### GIVEN PROBLEM:
Work out how many lines of the material below mention the word "components"; reply with the number only.

◆ ◆ ◆ ◆ ◆ ◆ ◆

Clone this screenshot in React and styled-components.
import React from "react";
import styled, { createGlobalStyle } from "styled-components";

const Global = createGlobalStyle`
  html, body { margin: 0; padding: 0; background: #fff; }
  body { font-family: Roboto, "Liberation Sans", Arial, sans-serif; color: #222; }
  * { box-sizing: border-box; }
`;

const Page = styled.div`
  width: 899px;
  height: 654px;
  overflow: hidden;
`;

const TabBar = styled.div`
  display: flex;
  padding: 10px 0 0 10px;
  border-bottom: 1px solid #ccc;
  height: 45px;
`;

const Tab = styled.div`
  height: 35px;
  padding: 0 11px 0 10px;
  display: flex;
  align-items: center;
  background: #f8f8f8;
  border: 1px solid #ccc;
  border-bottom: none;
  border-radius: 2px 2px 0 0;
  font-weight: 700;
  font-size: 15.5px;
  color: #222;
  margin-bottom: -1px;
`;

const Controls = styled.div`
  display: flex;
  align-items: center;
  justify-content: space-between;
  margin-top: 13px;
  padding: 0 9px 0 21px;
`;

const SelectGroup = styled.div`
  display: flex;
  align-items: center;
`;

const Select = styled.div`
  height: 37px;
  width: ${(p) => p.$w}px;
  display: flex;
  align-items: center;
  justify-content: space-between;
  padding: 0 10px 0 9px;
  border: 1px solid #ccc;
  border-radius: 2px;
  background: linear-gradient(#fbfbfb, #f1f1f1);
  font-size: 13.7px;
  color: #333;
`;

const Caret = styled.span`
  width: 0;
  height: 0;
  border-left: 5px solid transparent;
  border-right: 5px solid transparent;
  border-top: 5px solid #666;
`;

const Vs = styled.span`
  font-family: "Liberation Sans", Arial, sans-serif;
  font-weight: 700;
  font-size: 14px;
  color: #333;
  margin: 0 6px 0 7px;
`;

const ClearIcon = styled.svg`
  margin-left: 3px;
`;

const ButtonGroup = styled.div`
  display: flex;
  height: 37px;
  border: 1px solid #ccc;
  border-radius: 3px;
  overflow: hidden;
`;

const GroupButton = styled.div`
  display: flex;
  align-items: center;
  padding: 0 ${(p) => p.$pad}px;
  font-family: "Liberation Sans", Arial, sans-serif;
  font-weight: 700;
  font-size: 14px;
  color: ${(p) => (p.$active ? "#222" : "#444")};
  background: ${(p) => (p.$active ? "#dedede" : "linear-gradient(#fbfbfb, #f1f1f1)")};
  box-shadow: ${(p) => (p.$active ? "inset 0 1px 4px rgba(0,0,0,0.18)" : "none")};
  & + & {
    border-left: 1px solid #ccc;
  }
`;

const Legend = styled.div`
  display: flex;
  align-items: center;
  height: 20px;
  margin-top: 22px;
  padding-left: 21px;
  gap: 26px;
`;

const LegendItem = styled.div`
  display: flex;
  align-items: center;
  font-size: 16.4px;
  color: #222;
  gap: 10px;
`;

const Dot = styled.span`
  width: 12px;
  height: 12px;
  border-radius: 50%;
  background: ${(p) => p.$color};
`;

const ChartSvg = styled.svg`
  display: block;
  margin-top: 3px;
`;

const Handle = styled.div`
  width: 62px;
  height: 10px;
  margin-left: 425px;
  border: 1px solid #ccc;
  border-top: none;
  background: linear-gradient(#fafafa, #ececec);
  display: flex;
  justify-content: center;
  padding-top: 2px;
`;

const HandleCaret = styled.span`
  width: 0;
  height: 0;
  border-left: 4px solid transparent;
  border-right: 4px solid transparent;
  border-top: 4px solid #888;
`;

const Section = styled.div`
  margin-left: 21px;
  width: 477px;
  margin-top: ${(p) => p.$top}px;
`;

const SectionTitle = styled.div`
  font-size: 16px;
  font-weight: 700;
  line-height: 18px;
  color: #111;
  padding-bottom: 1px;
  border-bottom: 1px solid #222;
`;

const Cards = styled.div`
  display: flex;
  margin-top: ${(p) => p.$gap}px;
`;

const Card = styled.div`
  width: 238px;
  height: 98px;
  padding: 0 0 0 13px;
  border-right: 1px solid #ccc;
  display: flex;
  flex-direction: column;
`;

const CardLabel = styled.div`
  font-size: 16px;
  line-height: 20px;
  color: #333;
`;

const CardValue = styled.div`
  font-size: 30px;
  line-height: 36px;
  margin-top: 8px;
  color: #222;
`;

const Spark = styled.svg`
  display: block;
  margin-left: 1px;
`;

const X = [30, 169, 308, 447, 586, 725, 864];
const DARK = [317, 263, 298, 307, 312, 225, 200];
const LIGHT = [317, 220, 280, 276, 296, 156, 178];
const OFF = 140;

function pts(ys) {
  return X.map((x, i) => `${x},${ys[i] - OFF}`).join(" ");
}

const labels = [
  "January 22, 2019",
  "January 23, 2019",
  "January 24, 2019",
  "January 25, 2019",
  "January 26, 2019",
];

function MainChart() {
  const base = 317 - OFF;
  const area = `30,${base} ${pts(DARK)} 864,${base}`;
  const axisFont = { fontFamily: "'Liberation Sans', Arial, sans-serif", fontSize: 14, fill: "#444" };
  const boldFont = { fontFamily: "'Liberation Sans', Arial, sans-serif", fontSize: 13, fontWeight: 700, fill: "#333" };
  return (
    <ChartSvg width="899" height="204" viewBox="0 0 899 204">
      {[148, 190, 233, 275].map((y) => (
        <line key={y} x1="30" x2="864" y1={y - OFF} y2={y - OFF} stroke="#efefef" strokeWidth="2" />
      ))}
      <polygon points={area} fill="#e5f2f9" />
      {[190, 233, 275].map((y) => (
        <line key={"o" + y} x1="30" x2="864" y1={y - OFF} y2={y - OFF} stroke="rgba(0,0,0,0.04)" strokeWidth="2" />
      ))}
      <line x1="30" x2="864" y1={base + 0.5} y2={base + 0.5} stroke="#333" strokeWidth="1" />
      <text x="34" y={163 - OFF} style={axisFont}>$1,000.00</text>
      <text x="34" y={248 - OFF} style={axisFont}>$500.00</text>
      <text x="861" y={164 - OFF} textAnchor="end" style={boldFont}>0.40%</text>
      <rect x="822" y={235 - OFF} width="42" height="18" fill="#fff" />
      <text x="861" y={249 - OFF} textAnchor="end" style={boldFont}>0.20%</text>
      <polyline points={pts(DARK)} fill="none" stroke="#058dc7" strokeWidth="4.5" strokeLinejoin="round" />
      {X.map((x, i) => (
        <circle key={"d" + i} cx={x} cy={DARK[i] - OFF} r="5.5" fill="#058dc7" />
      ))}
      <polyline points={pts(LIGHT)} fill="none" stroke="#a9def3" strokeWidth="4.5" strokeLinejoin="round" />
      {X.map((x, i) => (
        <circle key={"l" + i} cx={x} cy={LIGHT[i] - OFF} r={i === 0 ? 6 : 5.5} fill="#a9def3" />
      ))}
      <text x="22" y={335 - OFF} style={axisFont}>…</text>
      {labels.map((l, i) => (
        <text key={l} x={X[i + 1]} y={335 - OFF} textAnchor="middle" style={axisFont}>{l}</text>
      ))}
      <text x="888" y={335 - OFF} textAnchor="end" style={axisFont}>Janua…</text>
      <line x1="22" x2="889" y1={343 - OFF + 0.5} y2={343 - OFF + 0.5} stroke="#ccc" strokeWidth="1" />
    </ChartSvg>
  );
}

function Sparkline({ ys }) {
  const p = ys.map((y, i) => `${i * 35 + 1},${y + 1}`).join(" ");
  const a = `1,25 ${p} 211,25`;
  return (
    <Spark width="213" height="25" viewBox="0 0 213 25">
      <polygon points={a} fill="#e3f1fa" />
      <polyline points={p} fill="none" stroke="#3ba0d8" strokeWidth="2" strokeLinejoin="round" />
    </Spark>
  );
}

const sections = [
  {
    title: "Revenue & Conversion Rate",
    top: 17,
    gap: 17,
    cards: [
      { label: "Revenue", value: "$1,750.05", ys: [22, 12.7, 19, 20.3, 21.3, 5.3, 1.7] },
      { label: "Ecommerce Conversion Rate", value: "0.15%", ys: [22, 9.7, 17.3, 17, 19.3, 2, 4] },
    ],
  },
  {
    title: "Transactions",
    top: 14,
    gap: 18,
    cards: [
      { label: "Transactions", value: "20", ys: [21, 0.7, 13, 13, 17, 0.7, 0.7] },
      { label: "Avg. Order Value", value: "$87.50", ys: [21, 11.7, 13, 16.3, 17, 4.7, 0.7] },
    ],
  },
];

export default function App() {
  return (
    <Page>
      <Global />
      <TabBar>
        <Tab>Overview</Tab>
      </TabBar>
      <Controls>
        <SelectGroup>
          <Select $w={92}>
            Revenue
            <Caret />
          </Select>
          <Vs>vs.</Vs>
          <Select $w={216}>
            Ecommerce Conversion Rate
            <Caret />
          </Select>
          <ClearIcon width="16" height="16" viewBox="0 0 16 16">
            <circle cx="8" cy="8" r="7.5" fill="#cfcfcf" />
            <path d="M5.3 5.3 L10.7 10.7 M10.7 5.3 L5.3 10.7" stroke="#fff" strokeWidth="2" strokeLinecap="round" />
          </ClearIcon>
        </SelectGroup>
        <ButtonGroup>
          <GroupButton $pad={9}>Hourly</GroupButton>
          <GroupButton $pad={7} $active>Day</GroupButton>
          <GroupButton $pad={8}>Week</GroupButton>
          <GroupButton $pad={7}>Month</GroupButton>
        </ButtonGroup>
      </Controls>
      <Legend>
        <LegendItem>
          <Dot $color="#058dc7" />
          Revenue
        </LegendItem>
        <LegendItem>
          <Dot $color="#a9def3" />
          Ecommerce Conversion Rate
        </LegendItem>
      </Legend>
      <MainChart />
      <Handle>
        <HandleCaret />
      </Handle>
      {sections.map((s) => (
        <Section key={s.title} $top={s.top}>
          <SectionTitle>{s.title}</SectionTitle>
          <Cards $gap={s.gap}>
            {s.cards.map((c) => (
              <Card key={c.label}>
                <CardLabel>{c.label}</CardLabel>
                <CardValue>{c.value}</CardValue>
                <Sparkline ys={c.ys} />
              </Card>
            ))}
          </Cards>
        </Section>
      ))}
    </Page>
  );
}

◆ ◆ ◆ ◆ ◆ ◆ ◆

### SOLUTION BELOW:
2